Такое положение в океанийском обществе вполне соответствует провозглашенному лозунгу “Тот, кто управляет прошлым, управляет будущим, а тот, кто управляет настоящим, управляет прошлым”. Считается, что события прошлого объективно не существуют, а содержатся лишь в документах и памяти. “А так как Партия осуществляет полный контроль над всеми документами и столь же полный контроль над умами своих членов, то, следовательно, прошлое оказывается таким, каким Партии угодно его сделать”. Зачем же нужно постоянно изменять прошлое? — “…важной причиной, ведущей к изменению прошлого, является необходимость поддержания веры в непогрешимость Партии. Дело не только в том, что выступления различных деятелей, статистические данные и всевозможные документы приходится постоянно приводить в соответствие с требованиями момента, дабы показать, что предсказания Партии всегда сбываются, но также и в том, что ни в коем случае нельзя признавать, что в учении Партии или в выборе политических союзников имели место какие-либо перемены. Ведь изменение точки зрения или даже перемена политики могут быть расценены как слабость”.

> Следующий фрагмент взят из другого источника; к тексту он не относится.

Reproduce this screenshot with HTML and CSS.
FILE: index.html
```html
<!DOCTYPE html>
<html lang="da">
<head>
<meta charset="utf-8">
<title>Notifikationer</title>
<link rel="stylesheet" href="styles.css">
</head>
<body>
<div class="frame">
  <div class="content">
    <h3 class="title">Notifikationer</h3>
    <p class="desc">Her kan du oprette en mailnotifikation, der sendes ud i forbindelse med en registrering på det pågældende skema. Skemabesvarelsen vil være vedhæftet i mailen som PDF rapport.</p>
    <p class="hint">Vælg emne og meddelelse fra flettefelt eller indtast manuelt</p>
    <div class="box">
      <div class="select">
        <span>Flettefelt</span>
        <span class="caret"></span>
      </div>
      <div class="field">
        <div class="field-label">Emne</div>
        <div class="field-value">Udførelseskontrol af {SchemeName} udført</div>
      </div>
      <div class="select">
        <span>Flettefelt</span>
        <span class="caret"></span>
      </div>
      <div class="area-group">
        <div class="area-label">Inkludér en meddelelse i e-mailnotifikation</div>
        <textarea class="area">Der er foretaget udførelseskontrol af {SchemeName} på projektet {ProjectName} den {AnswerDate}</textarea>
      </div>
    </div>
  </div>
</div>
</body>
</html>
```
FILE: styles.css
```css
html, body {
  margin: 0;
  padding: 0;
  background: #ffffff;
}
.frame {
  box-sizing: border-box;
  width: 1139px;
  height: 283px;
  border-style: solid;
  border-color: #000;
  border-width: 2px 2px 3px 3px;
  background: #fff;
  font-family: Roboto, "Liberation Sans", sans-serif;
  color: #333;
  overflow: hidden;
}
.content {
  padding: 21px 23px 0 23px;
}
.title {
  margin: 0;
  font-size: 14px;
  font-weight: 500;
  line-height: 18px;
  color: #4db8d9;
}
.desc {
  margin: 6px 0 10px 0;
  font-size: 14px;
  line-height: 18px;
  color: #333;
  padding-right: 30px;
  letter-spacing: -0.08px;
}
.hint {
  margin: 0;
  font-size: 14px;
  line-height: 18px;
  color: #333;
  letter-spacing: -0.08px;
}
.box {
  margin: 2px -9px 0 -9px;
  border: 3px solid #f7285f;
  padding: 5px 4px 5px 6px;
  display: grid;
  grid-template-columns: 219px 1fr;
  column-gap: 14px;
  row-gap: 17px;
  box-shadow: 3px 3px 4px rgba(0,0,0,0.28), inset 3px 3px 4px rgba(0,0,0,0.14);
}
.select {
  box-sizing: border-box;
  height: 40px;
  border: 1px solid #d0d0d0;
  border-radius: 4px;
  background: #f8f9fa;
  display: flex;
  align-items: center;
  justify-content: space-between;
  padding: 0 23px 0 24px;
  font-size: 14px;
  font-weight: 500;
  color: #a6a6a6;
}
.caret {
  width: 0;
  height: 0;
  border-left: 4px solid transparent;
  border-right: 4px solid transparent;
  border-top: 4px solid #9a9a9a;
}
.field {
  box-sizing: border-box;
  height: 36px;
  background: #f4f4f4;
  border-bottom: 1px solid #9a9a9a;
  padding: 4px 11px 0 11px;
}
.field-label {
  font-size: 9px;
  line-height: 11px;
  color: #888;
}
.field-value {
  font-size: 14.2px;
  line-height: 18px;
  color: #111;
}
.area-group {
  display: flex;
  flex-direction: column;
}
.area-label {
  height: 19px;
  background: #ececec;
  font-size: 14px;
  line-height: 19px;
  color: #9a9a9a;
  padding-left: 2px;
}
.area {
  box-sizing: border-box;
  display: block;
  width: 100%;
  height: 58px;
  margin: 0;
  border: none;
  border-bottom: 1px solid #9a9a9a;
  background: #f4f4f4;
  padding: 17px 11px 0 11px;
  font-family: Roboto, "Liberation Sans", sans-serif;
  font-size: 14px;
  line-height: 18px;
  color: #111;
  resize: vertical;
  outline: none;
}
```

Рецидивы подобной “слабости” исключены в океанийском обществе, функционирующем как партийно-бюрократическая структура, являющаяся “вещью в себе” и для себя. Хотя официально целью государства провозглашен рост благосостояния и всеобщее счастье, на самом деле все подчинено задаче самосохранения этой структуры, то есть, неограниченной власти и привилегий узкой прослойки аппаратчиков, не создающих никаких ценностей — ни материальных, ни духовных. “Господствующая группа остается господствующей, пока она может назначать своих преемников. Партия заинтересована в увековечивании себя самой, а не в увековечивании определенной породы людей. Неважно, в чьих руках находится власть, главное в том, чтобы иерархическая структура всегда оставалась неизменной. Все верования, обычаи, вкусы, эмоции, умонастроения, характерные для нашего времени, фактически призваны поддерживать ореол тайны вокруг Партии, не дать людям возможности постигнуть истинную природу современного общества”. Вот почему так важно “постоянно формировать сознание как руководящей группы, так и стоящей одной ступенькой ниже многочисленной группы исполнителей”.

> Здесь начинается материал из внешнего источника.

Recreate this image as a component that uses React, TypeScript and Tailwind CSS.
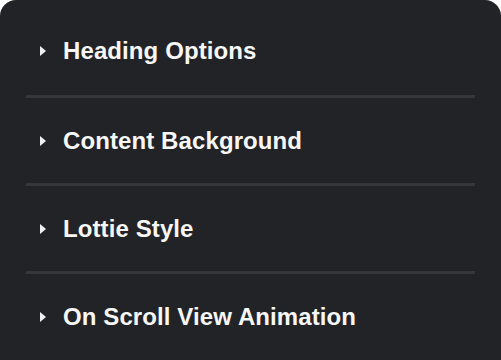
const sections = [
  "Heading Options",
  "Content Background",
  "Lottie Style",
  "On Scroll View Animation",
];

function Caret() {
  return (
    <svg width="6" height="10" viewBox="0 0 6 10" className="shrink-0">
      <path d="M0 0 L6 5 L0 10 Z" fill="#f0f0f0" />
    </svg>
  );
}

export default function App() {
  return (
    <div className="w-[501px] h-[360px] bg-white overflow-hidden">
      <div className="h-full bg-[#222327] rounded-t-[16px] pt-[6px] px-[26px]">
        {sections.map((label, i) => (
          <div key={label}>
            {i > 0 && <div className="h-[3px] bg-[#36373b]" />}
            <div
              className={`flex items-center gap-[17px] pl-[14px] ${
                i === 0 ? "h-[89px]" : "h-[85px]"
              }`}
            >
              <Caret />
              <span
                className="text-[24px] font-bold tracking-[0.1px] text-[#f7f7f7] leading-none"
                style={{ fontFamily: '"Liberation Sans", Arial, sans-serif' }}
              >
                {label}
              </span>
            </div>
          </div>
        ))}
      </div>
    </div>
  );
}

Мысль однако не новая. Оруэлл вольно или невольно лишь абсолютизирует, возводя в принцип государственной политики, субъективные устремления бюрократии, раскрытые еще К.Марксом в работе “К критике гегелевской философии права”: “Бюрократия считает самое себя конечной целью государства. Так как бюрократия делает свои “формальные” цели своим содержанием, то она всюду вступает в конфликт с “реальными” целями. Она вынуждена поэтому выдавать формальное за содержание, а содержание — за нечто формальное. Государственные задачи превращаются в канцелярские задачи, или канцелярские задачи — в государственные Бюрократия есть крут, из которого никто не может выскочить… Всеобщий дух бюрократии есть тайна, таинство. Соблюдение этого таинства обеспечивается в ее собственной среде ее иерархической организацией, а по отношению к внешнему миру — ее замкнутым корпоративным характером” (Маркс К., Энгельс Ф. Соч., т. 1, с. 271–272).

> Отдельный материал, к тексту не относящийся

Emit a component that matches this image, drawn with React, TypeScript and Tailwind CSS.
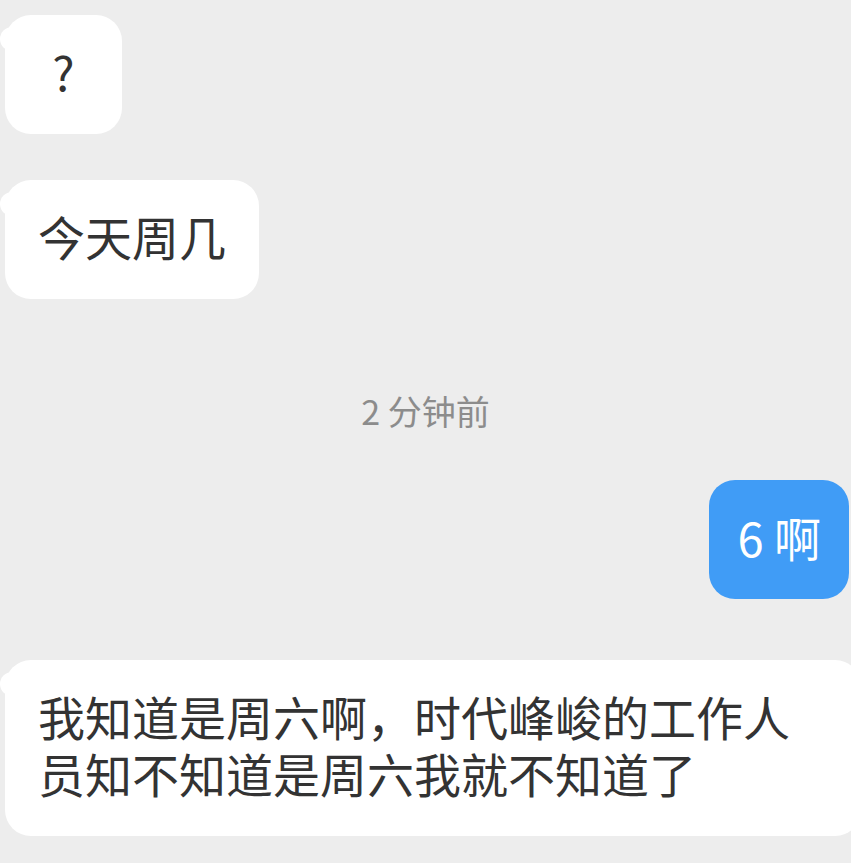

Абсурдная, казарменная логика и философия этого мира ясно выступает в словах партийного вождя О’Брайена во время допроса Уинстона Смита, уличенного в инакомыслии: “Вы полагаете, что действительность — это некая объективная реальность, что-то внешнее, существующее само по себе, вне нашего сознания. Вы полагаете также, что сущность действительности самоочевидна. Когда вам кажется, что вы что-то видите, вы воображаете, что и все остальные видят то же, что и вы. Но я уверяю вас, Уинстон, что действительность не есть что-то существующее вне нас. Действительность существует в человеческом сознании, и нигде больше, причем не в индивидуальном сознании, которое может ошибаться и рано или поздно гибнет, а только в сознании Партии, коллективном и бессмертном. То, что Партия считает правдой, и есть правда. Понять действительность можно, лишь глядя на нее глазами Партии. Эту истину вам придется усвоить, Уинстон. Это требует самоуничтожения, уничтожения своего индивидуального сознания, то есть определенного усилия воли. Вы должны смириться, только тогда вы можете стать психически нормальным человеком… Вы помните, — продолжал он, — вы записали в своем дневнике: “Свобода — это свобода утверждать, что два плюс два есть четыре”. — Да, — сказал Уинстон. О’Брайен поднял левую руку, повернув ее тыльной стороной к Уинстону. Большой палец он спрятал, растопырив остальные четыре пальца. — Сколько пальцев я показываю, Уинстон? — Четыре. — А если Партия говорит, что их не четыре, а пять, — тогда сколько? — Четыре. — Ответ Уинстона потонул в крике боли”. Этот отрывок, как впрочем и весь роман “1984”, можно было бы назвать иллюстрацией к социально-философскому трактату “Принципы обезличения человека, с целью перерождения его в абсолютного гражданина с законно упорядоченными поступками на каждый миг бытия”, который пытался создать некто Шмаков из повести “Город Градов” (1926) Андрея Платонова, столь талантливо изображавшего абсурдную, вполне антиутопическую сущность бюрократии.